Decolonizing Deterrence in South Asia
For too long, South Asia has lived under a deterrence framework not entirely its own. Our strategic doctrines, threat perceptions, and even our language of escalation and restraint are often borrowed, sometimes wholesale, from Euro-Atlantic experiences of the Cold War. But what if the logic of deterrence that governs South Asia was never designed for this region in the first place? What if the tools we are using to navigate nuclear stability are inherited relics, misfitting, mistranslated, and misapplied?
The Cold War’s deterrence theories were crafted in a bipolar world by two superpowers with global reach, vast buffers, and mutual assured destruction built into their geographies. I tell my students that South Asia is not that world. Our crises are local, our timelines compressed, our political rhetoric deeply personalized, and our publics dangerously energized. And yet, we continue to assess our strategic behavior through frameworks that assume a certain level of rationality, predictability, and structural symmetry that simply does not exist here.
So what does it mean to decolonize deterrence in South Asia?
Is it about rethinking the escalation ladder when the steps between crisis and conflict feel increasingly collapsed?
Is it about questioning the assumption that nuclear signaling always works when the regional audience is fragmented and sometimes willfully deaf?
Is it about acknowledging that doctrinal opacity in Pakistan is not confusion, but calculated ambiguity and that India’s declared doctrine is not necessarily clarity, but curated perception?
Is it about rejecting the idea that strategic restraint is weakness and reclaiming it as wisdom rooted in civilizational continuity, not just Western strategic calculus?

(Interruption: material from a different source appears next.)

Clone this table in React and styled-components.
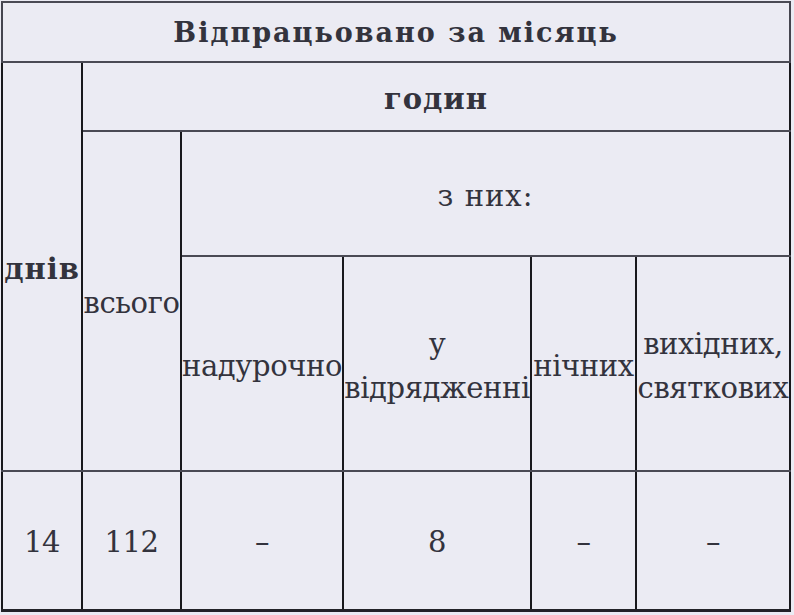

Or perhaps, more provocatively, is it about asking whether deterrence itself, as we know it, needs to be unpacked, retranslated, and reframed in the languages of our own histories, conflicts, and regional insecurities?
Don’t get me wrong! This is not a call to abandon deterrence. To situate it in our context, on our terms, and through our strategic imagination, not that of the RAND Corporation or Foggy Bottom, we must reclaim how we define it. Or at least, start thinking about it.
South Asia has seen the failure of textbook deterrence models during real crises, Kargil, Mumbai, Balakot, and most recently, May 2025. Each episode defied Western predictions, skipped steps on Kahn’s escalation ladder, and exposed how disconnected existing theories are from lived strategic realities on the subcontinent.
So perhaps the more honest questions are:
Whose deterrence are we practicing?
Whose fears are we managing?
Whose stability are we preserving?
And if the answers don’t start with ‘ours,’ maybe it is time we start writing a new playbook.